## Start

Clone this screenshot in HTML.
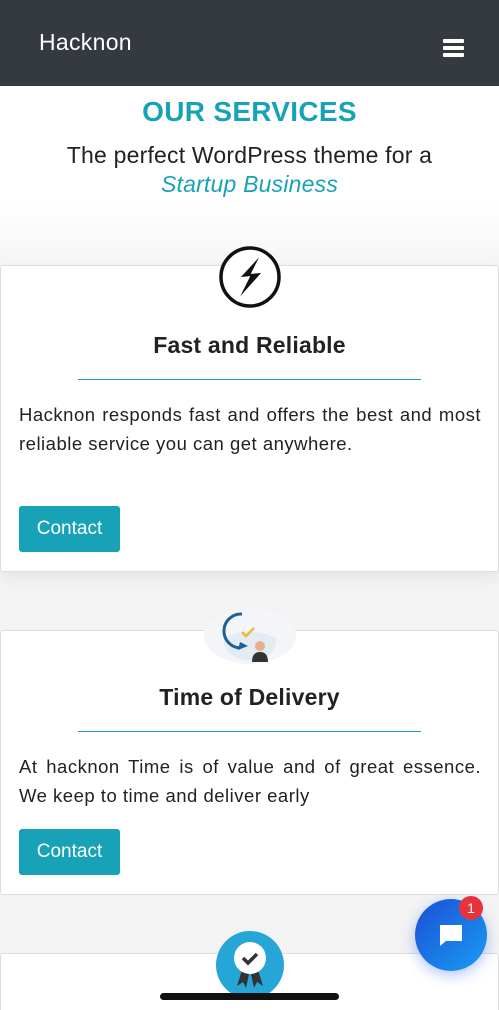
<!DOCTYPE html>
<html><head><meta charset="utf-8"><style>
*{margin:0;padding:0;box-sizing:border-box}
html,body{width:499px;height:1010px;overflow:hidden}
body{font-family:"Liberation Sans",sans-serif;background:#fff;position:relative}
.hdr{position:absolute;left:0;top:0;width:499px;height:86px;background:#343a40}
.hdr .t{position:absolute;left:39px;top:29px;color:#fff;font-size:23px;letter-spacing:.3px}
.hb{position:absolute;left:443px;width:21px;height:4px;background:#fff;border-radius:1px}
.bg{position:absolute;left:0;top:200px;width:499px;height:810px;background:linear-gradient(#fff,#f3f3f3 80px,#f3f3f3)}
.h1{position:absolute;top:96px;width:499px;text-align:center;color:#17a2b8;font-weight:bold;font-size:28px;letter-spacing:.3px}
.h2{position:absolute;top:141px;width:499px;text-align:center;color:#222;font-size:23px;line-height:29px;letter-spacing:.2px}
.h2 i{color:#17a2b8}
.card{position:absolute;left:0;width:499px;background:#fff;border:1px solid #ddd;border-radius:3px}
.ct{position:absolute;width:499px;text-align:center;font-weight:bold;font-size:23px;color:#222;letter-spacing:.2px}
.ln{position:absolute;left:78px;width:343px;height:1px;background:#17a2b8}
.tx{position:absolute;left:19px;width:462px;font-size:18.5px;line-height:29px;color:#222;text-align:justify;letter-spacing:.5px}
.btn{position:absolute;left:19px;width:101px;height:46px;background:#17a2b8;color:#fff;font-size:19px;line-height:46px;text-align:center;border-radius:3px}
</style></head><body>
<div class="bg"></div>
<div class="hdr"><div class="t">Hacknon</div>
<div class="hb" style="top:39px"></div><div class="hb" style="top:46px"></div><div class="hb" style="top:53px"></div></div>
<div class="h1">OUR SERVICES</div>
<div class="h2">The perfect WordPress theme for a<br><i>Startup Business</i></div>

<div class="card" style="top:265px;height:307px;box-shadow:0 6px 14px rgba(0,0,0,.06)"></div>
<svg style="position:absolute;left:217px;top:244px" width="66" height="66" viewBox="0 0 66 66"><circle cx="33" cy="33" r="29" fill="#fff" stroke="#111" stroke-width="3.5"/><path d="M45 9 L22 34 L32 33 L20 57 L46 28 L35 29Z" fill="#111" stroke="#fff" stroke-width="1.5"/></svg>
<div class="ct" style="top:332px">Fast and Reliable</div>
<div class="ln" style="top:379px"></div>
<div class="tx" style="top:400px">Hacknon responds fast and offers the best and most reliable service you can get anywhere.</div>
<div class="btn" style="top:506px">Contact</div>

<div class="card" style="top:630px;height:265px"></div>
<svg style="position:absolute;left:204px;top:608px" width="92" height="56" viewBox="0 0 92 56"><ellipse cx="46" cy="28" rx="46" ry="28" fill="#f3f5f8"/><path d="M20 30 Q46 18 72 30 Q72 52 46 52 Q20 52 20 30Z" fill="#e3ebf3"/><path d="M38 6 A17 17 0 0 0 36 40" fill="none" stroke="#1e5f95" stroke-width="3"/><path d="M34 42 L44 38 L36 34Z" fill="#1e5f95"/><path d="M38 24 L42 28 L50 20" fill="none" stroke="#f0b640" stroke-width="2.5"/><circle cx="56" cy="38" r="5" fill="#e8b08a"/><path d="M48 54 Q48 44 56 44 Q64 44 64 54Z" fill="#333"/></svg>
<div class="ct" style="top:684px">Time of Delivery</div>
<div class="ln" style="top:731px"></div>
<div class="tx" style="top:752px">At hacknon Time is of value and of great essence. We keep to time and deliver early</div>
<div class="btn" style="top:829px">Contact</div>

<div class="card" style="top:953px;height:80px"></div>
<svg style="position:absolute;left:215px;top:930px" width="70" height="70" viewBox="0 0 70 70"><circle cx="35" cy="35" r="34" fill="#26a6d6"/><path d="M27 40 L22 56 L28 52 L31 58 L34 44Z M43 40 L48 56 L42 52 L39 58 L36 44Z" fill="#333"/><circle cx="35" cy="28" r="16" fill="#fff"/><path d="M28 28 L33 33 L42 24" fill="none" stroke="#333" stroke-width="3.5"/></svg>
<div style="position:absolute;left:160px;top:993px;width:179px;height:7px;border-radius:4px;background:#111"></div>

<div style="position:absolute;left:415px;top:899px;width:72px;height:72px;border-radius:50%;background:linear-gradient(135deg,#1b4fd6,#1a9cf2);box-shadow:0 4px 14px rgba(30,90,240,.35)"></div>
<svg style="position:absolute;left:437px;top:921px" width="28" height="28" viewBox="0 0 28 28"><path d="M3 4 H25 V20 H9 L3 25Z" fill="#fff"/></svg>
<div style="position:absolute;left:459px;top:896px;width:24px;height:24px;border-radius:50%;background:#e8323c;color:#fff;font-size:14px;line-height:24px;text-align:center">1</div>
</body></html>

## End

> [WRITTEN TASK]:
Copy every line above word for word and exclude the pictures.

> [SOLUTION BELOW]:
Clone this screenshot in HTML.
<!DOCTYPE html>
<html><head><meta charset="utf-8"><style>
*{margin:0;padding:0;box-sizing:border-box}
html,body{width:499px;height:1010px;overflow:hidden}
body{font-family:"Liberation Sans",sans-serif;background:#fff;position:relative}
.hdr{position:absolute;left:0;top:0;width:499px;height:86px;background:#343a40}
.hdr .t{position:absolute;left:39px;top:29px;color:#fff;font-size:23px;letter-spacing:.3px}
.hb{position:absolute;left:443px;width:21px;height:4px;background:#fff;border-radius:1px}
.bg{position:absolute;left:0;top:200px;width:499px;height:810px;background:linear-gradient(#fff,#f3f3f3 80px,#f3f3f3)}
.h1{position:absolute;top:96px;width:499px;text-align:center;color:#17a2b8;font-weight:bold;font-size:28px;letter-spacing:.3px}
.h2{position:absolute;top:141px;width:499px;text-align:center;color:#222;font-size:23px;line-height:29px;letter-spacing:.2px}
.h2 i{color:#17a2b8}
.card{position:absolute;left:0;width:499px;background:#fff;border:1px solid #ddd;border-radius:3px}
.ct{position:absolute;width:499px;text-align:center;font-weight:bold;font-size:23px;color:#222;letter-spacing:.2px}
.ln{position:absolute;left:78px;width:343px;height:1px;background:#17a2b8}
.tx{position:absolute;left:19px;width:462px;font-size:18.5px;line-height:29px;color:#222;text-align:justify;letter-spacing:.5px}
.btn{position:absolute;left:19px;width:101px;height:46px;background:#17a2b8;color:#fff;font-size:19px;line-height:46px;text-align:center;border-radius:3px}
</style></head><body>
<div class="bg"></div>
<div class="hdr"><div class="t">Hacknon</div>
<div class="hb" style="top:39px"></div><div class="hb" style="top:46px"></div><div class="hb" style="top:53px"></div></div>
<div class="h1">OUR SERVICES</div>
<div class="h2">The perfect WordPress theme for a<br><i>Startup Business</i></div>

<div class="card" style="top:265px;height:307px;box-shadow:0 6px 14px rgba(0,0,0,.06)"></div>
<svg style="position:absolute;left:217px;top:244px" width="66" height="66" viewBox="0 0 66 66"><circle cx="33" cy="33" r="29" fill="#fff" stroke="#111" stroke-width="3.5"/><path d="M45 9 L22 34 L32 33 L20 57 L46 28 L35 29Z" fill="#111" stroke="#fff" stroke-width="1.5"/></svg>
<div class="ct" style="top:332px">Fast and Reliable</div>
<div class="ln" style="top:379px"></div>
<div class="tx" style="top:400px">Hacknon responds fast and offers the best and most reliable service you can get anywhere.</div>
<div class="btn" style="top:506px">Contact</div>

<div class="card" style="top:630px;height:265px"></div>
<svg style="position:absolute;left:204px;top:608px" width="92" height="56" viewBox="0 0 92 56"><ellipse cx="46" cy="28" rx="46" ry="28" fill="#f3f5f8"/><path d="M20 30 Q46 18 72 30 Q72 52 46 52 Q20 52 20 30Z" fill="#e3ebf3"/><path d="M38 6 A17 17 0 0 0 36 40" fill="none" stroke="#1e5f95" stroke-width="3"/><path d="M34 42 L44 38 L36 34Z" fill="#1e5f95"/><path d="M38 24 L42 28 L50 20" fill="none" stroke="#f0b640" stroke-width="2.5"/><circle cx="56" cy="38" r="5" fill="#e8b08a"/><path d="M48 54 Q48 44 56 44 Q64 44 64 54Z" fill="#333"/></svg>
<div class="ct" style="top:684px">Time of Delivery</div>
<div class="ln" style="top:731px"></div>
<div class="tx" style="top:752px">At hacknon Time is of value and of great essence. We keep to time and deliver early</div>
<div class="btn" style="top:829px">Contact</div>

<div class="card" style="top:953px;height:80px"></div>
<svg style="position:absolute;left:215px;top:930px" width="70" height="70" viewBox="0 0 70 70"><circle cx="35" cy="35" r="34" fill="#26a6d6"/><path d="M27 40 L22 56 L28 52 L31 58 L34 44Z M43 40 L48 56 L42 52 L39 58 L36 44Z" fill="#333"/><circle cx="35" cy="28" r="16" fill="#fff"/><path d="M28 28 L33 33 L42 24" fill="none" stroke="#333" stroke-width="3.5"/></svg>
<div style="position:absolute;left:160px;top:993px;width:179px;height:7px;border-radius:4px;background:#111"></div>

<div style="position:absolute;left:415px;top:899px;width:72px;height:72px;border-radius:50%;background:linear-gradient(135deg,#1b4fd6,#1a9cf2);box-shadow:0 4px 14px rgba(30,90,240,.35)"></div>
<svg style="position:absolute;left:437px;top:921px" width="28" height="28" viewBox="0 0 28 28"><path d="M3 4 H25 V20 H9 L3 25Z" fill="#fff"/></svg>
<div style="position:absolute;left:459px;top:896px;width:24px;height:24px;border-radius:50%;background:#e8323c;color:#fff;font-size:14px;line-height:24px;text-align:center">1</div>
</body></html>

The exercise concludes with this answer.